I assumed that because the author was not black, the appearance of Africanist characters or narrative or idiom in a work could never be about anything other than the “normal” unracialized, illusory white world that provided the fictional backdrop. Certainly no American text of the sort I am discussing was written for black people- no more than Uncle Tom’s Cabin was written for Uncle Tom to read or be persuaded by. As a writer reading, I came to realize the obvious: the subject of the dream is the dreamer. The fabrication of Africanist person is reflexive; an extraordinary meditation on the self; a powerful exploration of the fears and desires that reside in the writerly conscious. It is an astonishing revelation of longing, of terror, of perplexity, of shame, of magnanimity. It requires hard work not to see this... Americans choose to talk about themselves through and within a sometimes allegorical, sometimes metaphorical, but always choked representation of an Africanist presence. (16-17)

      She goes on to establish and prove many of her earlier points in the article with the example of Willa Cather’s Sapphira and the Slave Girl (published 1940). Morrison discusses the novels plot and characters in a manner that discusses the relationship between white mistress and black female slave. She recognizes the relationship is one where the central white female character constructs an identity through the actions she imposes upon her black subjects. I do not find it at this point relevant to give a greater synopsis of Cather’s novel as I have not read it myself.
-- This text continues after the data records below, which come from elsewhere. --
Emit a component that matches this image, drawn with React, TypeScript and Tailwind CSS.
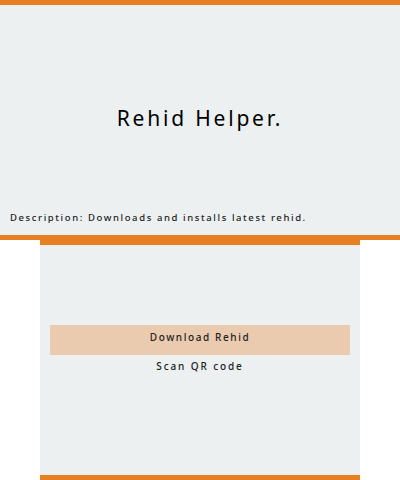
import React from 'react'

const font = { fontFamily: '"Noto Sans", "DejaVu Sans", sans-serif' }

export default function App() {
  return (
    <div className="w-[400px] h-[480px] bg-white text-black" style={font}>
      <div className="h-[240px] flex flex-col bg-[#ecf0f1] border-t-[5px] border-b-[5px] border-[#e67e22]">
        <div className="flex-1 flex items-center justify-center pt-[19px]">
          <h1 className="text-[21px] leading-none font-normal tracking-[2.8px]">Rehid Helper.</h1>
        </div>
        <p className="px-[10px] pb-[13px] text-[9.5px] leading-none font-medium tracking-[1.6px] text-[#222]">
          Description: Downloads and installs latest rehid.
        </p>
      </div>
      <div className="mx-10 h-[240px] flex flex-col items-center bg-[#ecf0f1] border-t-[5px] border-b-[5px] border-[#e67e22] pt-[80px] px-[10px]">
        <button className="w-full h-[30px] bg-[#eacbb0] text-[10px] font-medium tracking-[1.6px] text-[#222] pb-[6px]">
          Download Rehid
        </button>
        <button className="mt-[3px] text-[10px] font-medium tracking-[1.9px] text-[#222] leading-[16px]">
          Scan QR code
        </button>
      </div>
    </div>
  )
}
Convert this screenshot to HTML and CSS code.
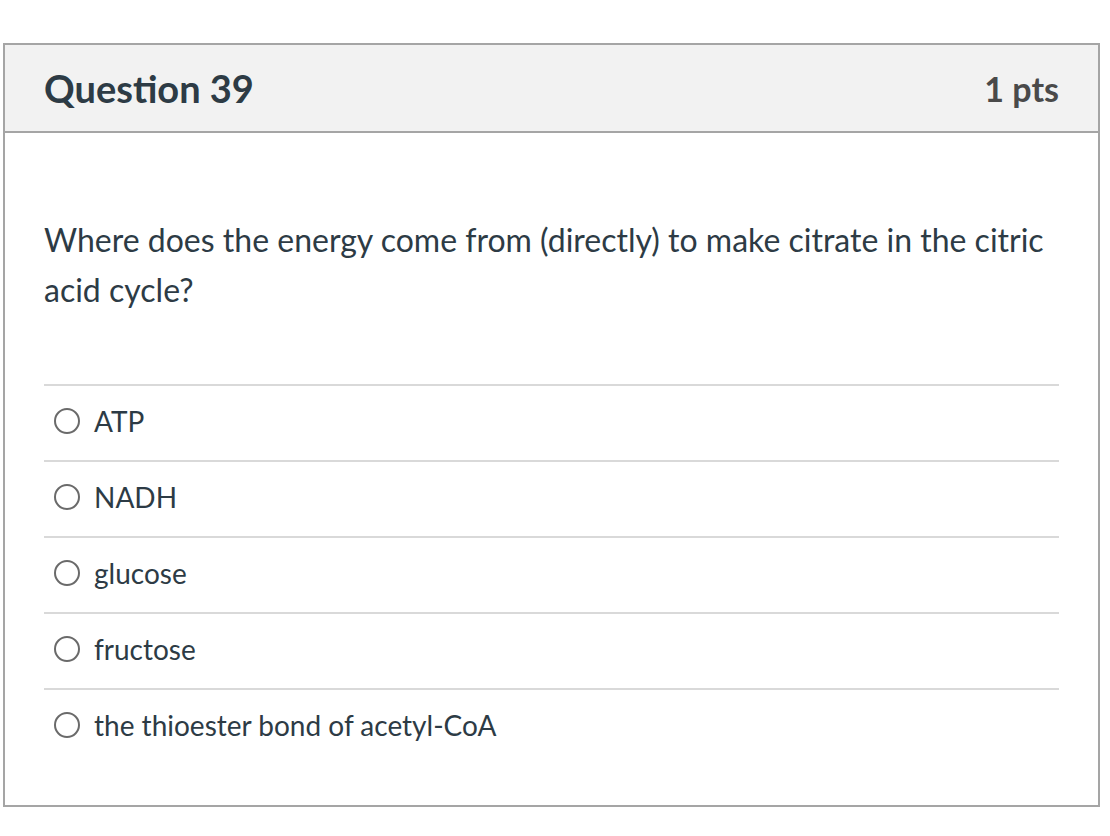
FILE: index.html
```html
<!DOCTYPE html>
<html>
<head>
<meta charset="utf-8">
<link rel="stylesheet" href="styles.css">
</head>
<body>
<div class="question">
  <div class="header">
    <h2 class="title">Question 39</h2>
    <div class="pts">1 pts</div>
  </div>
  <div class="content">
    <p class="text">Where does the energy come from (directly) to make citrate in the citric acid cycle?</p>
    <div class="answers">
      <label class="answer"><span class="radio"></span><span class="label">ATP</span></label>
      <label class="answer"><span class="radio"></span><span class="label">NADH</span></label>
      <label class="answer"><span class="radio"></span><span class="label">glucose</span></label>
      <label class="answer"><span class="radio"></span><span class="label">fructose</span></label>
      <label class="answer"><span class="radio"></span><span class="label">the thioester bond of acetyl-CoA</span></label>
    </div>
  </div>
</div>
</body>
</html>
```
FILE: styles.css
```css
html, body {
  margin: 0;
  padding: 0;
  background: #ffffff;
}
body {
  font-family: Lato, "Open Sans", sans-serif;
  color: #2d3b45;
  padding-top: 43px;
  padding-left: 3px;
}
.question {
  width: 1093px;
  border: 2px solid #a5a5a5;
  background: #fff;
}
.header {
  display: flex;
  justify-content: space-between;
  align-items: center;
  height: 86px;
  padding: 0 39px;
  background: #f2f2f2;
  border-bottom: 2px solid #a5a5a5;
}
.title {
  margin: 0;
  font-size: 38px;
  font-weight: 700;
  color: #2d3b45;
}
.pts {
  font-size: 34px;
  font-weight: 700;
  color: #4a4a4a;
}
.content {
  padding: 82px 39px 41px;
}
.text {
  margin: 0 0 69px;
  font-size: 32px;
  line-height: 50px;
}
.answer {
  display: flex;
  align-items: center;
  box-sizing: border-box;
  height: 76px;
  border-top: 2px solid #d9d9d9;
  padding: 0 0 4px 10px;
}
.radio {
  width: 22px;
  height: 22px;
  border: 2px solid #6a6a6a;
  border-radius: 50%;
  margin-right: 14px;
  flex: none;
}
.label {
  font-size: 28px;
}
```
Morrison uses it solely as as term to discuss her earlier ideas of blackness being used as sort of mirror on which white authors have imposed their own thoughts and biographies.
     I will leave you this question I posed earlier in the post as I need some time to ruminate on it myself before I can write a satisfactory answer. If it is true that we live in a “raceless society” , is it only people who are uncomfortable with issues of race who draw attention to them?
I will return when my thoughts on this matter are clearer.